§ TASK OBJECTIVE
Give a verbatim copy of the lines below, minus the pictures.

§ PROVIDED DATA
##########
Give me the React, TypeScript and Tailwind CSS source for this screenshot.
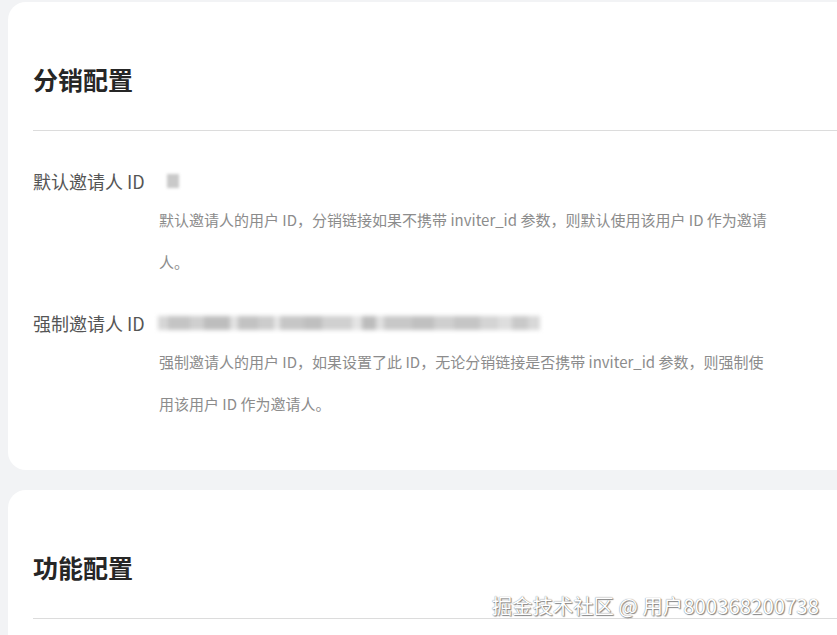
const font = { fontFamily: '"Noto Sans CJK SC", "Noto Sans", sans-serif' };

type Field = {
    label: string;
    value: React.ReactNode;
    desc: string;
};

// blurred (masked) value, drawn as soft gray blocks
const mosaic = [
    [10, '#d6d6d6'], [22, '#c4c4c4'], [14, '#cfcfcf'], [26, '#bdbdbd'], [8, '#e2e2e2'],
    [20, '#c2c2c2'], [16, '#cccccc'], [6, '#e6e6e6'], [24, '#c6c6c6'], [18, '#bfbfbf'],
    [30, '#d0d0d0'], [10, '#e4e4e4'], [14, '#bcbcbc'], [8, '#e0e0e0'], [28, '#c8c8c8'],
    [22, '#c0c0c0'], [20, '#cfcfcf'], [26, '#c5c5c5'], [18, '#d4d4d4'], [14, '#dedede'],
    [16, '#c9c9c9'], [12, '#d8d8d8'],
] as const;

const fields: Field[] = [
    {
        label: '默认邀请人 ID',
        value: (
            <span className="ml-[7px] flex h-[16px] w-[14px] items-center blur-[1.5px]">
                <span className="h-[14px] w-[12px] bg-[#c9c9c9]" />
            </span>
        ),
        desc: '默认邀请人的用户 ID，分销链接如果不携带 inviter_id 参数，则默认使用该用户 ID 作为邀请人。',
    },
    {
        label: '强制邀请人 ID',
        value: (
            <span className="-ml-[2px] flex h-[14px] w-[382px] items-stretch overflow-hidden blur-[2px]">
                {mosaic.map(([w, c], i) => (
                    <span key={i} className="h-full" style={{ width: w, background: c }} />
                ))}
            </span>
        ),
        desc: '强制邀请人的用户 ID，如果设置了此 ID，无论分销链接是否携带 inviter_id 参数，则强制使用该用户 ID 作为邀请人。',
    },
];

function Card({ title, children }: { title: string; children?: React.ReactNode }) {
    return (
        <section className="ml-[8px] rounded-l-[18px] bg-white pl-[25px] pt-[59px]">
            <h2 className="text-[25px] leading-[36px] font-bold text-[#262626]">{title}</h2>
            <hr className="mt-[33px] border-t border-[#dcdcdc]" />
            {children}
        </section>
    );
}

export default function App() {
    return (
        <div className="relative h-[635px] w-[837px] overflow-hidden bg-[#f2f3f5] pt-[2px]" style={font}>
            <Card title="分销配置">
                <div className="pb-[45px] pt-[2px]">
                    {fields.map((f, i) => (
                        <div key={i} className={i === 0 ? 'mt-[32px]' : 'mt-[24px]'}>
                            <div className="flex h-[32px] items-center">
                                <span className="w-[127px] shrink-0 text-[18px] text-[#555555]">{f.label}</span>
                                {f.value}
                            </div>
                            <p className="ml-[126px] mt-[2px] w-[612px] text-[15px] leading-[42px] text-[#8c8c8c]">
                                {f.desc}
                            </p>
                        </div>
                    ))}
                </div>
            </Card>

            <div className="mt-[20px]">
                <Card title="功能配置">
                    <div className="h-[40px]" />
                </Card>
            </div>

            {/* watermark */}
            <div className="absolute right-[18px] top-[592px] text-[20.4px] leading-[26px] text-white [text-shadow:0_0_1px_#666,1px_1px_1px_#888]">
                掘金技术社区 @ 用户800368200738
            </div>
        </div>
    );
}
##########
§ RESULT OF THE EXERCISE
Give me the React, TypeScript and Tailwind CSS source for this screenshot.
const font = { fontFamily: '"Noto Sans CJK SC", "Noto Sans", sans-serif' };

type Field = {
    label: string;
    value: React.ReactNode;
    desc: string;
};

// blurred (masked) value, drawn as soft gray blocks
const mosaic = [
    [10, '#d6d6d6'], [22, '#c4c4c4'], [14, '#cfcfcf'], [26, '#bdbdbd'], [8, '#e2e2e2'],
    [20, '#c2c2c2'], [16, '#cccccc'], [6, '#e6e6e6'], [24, '#c6c6c6'], [18, '#bfbfbf'],
    [30, '#d0d0d0'], [10, '#e4e4e4'], [14, '#bcbcbc'], [8, '#e0e0e0'], [28, '#c8c8c8'],
    [22, '#c0c0c0'], [20, '#cfcfcf'], [26, '#c5c5c5'], [18, '#d4d4d4'], [14, '#dedede'],
    [16, '#c9c9c9'], [12, '#d8d8d8'],
] as const;

const fields: Field[] = [
    {
        label: '默认邀请人 ID',
        value: (
            <span className="ml-[7px] flex h-[16px] w-[14px] items-center blur-[1.5px]">
                <span className="h-[14px] w-[12px] bg-[#c9c9c9]" />
            </span>
        ),
        desc: '默认邀请人的用户 ID，分销链接如果不携带 inviter_id 参数，则默认使用该用户 ID 作为邀请人。',
    },
    {
        label: '强制邀请人 ID',
        value: (
            <span className="-ml-[2px] flex h-[14px] w-[382px] items-stretch overflow-hidden blur-[2px]">
                {mosaic.map(([w, c], i) => (
                    <span key={i} className="h-full" style={{ width: w, background: c }} />
                ))}
            </span>
        ),
        desc: '强制邀请人的用户 ID，如果设置了此 ID，无论分销链接是否携带 inviter_id 参数，则强制使用该用户 ID 作为邀请人。',
    },
];

function Card({ title, children }: { title: string; children?: React.ReactNode }) {
    return (
        <section className="ml-[8px] rounded-l-[18px] bg-white pl-[25px] pt-[59px]">
            <h2 className="text-[25px] leading-[36px] font-bold text-[#262626]">{title}</h2>
            <hr className="mt-[33px] border-t border-[#dcdcdc]" />
            {children}
        </section>
    );
}

export default function App() {
    return (
        <div className="relative h-[635px] w-[837px] overflow-hidden bg-[#f2f3f5] pt-[2px]" style={font}>
            <Card title="分销配置">
                <div className="pb-[45px] pt-[2px]">
                    {fields.map((f, i) => (
                        <div key={i} className={i === 0 ? 'mt-[32px]' : 'mt-[24px]'}>
                            <div className="flex h-[32px] items-center">
                                <span className="w-[127px] shrink-0 text-[18px] text-[#555555]">{f.label}</span>
                                {f.value}
                            </div>
                            <p className="ml-[126px] mt-[2px] w-[612px] text-[15px] leading-[42px] text-[#8c8c8c]">
                                {f.desc}
                            </p>
                        </div>
                    ))}
                </div>
            </Card>

            <div className="mt-[20px]">
                <Card title="功能配置">
                    <div className="h-[40px]" />
                </Card>
            </div>

            {/* watermark */}
            <div className="absolute right-[18px] top-[592px] text-[20.4px] leading-[26px] text-white [text-shadow:0_0_1px_#666,1px_1px_1px_#888]">
                掘金技术社区 @ 用户800368200738
            </div>
        </div>
    );
}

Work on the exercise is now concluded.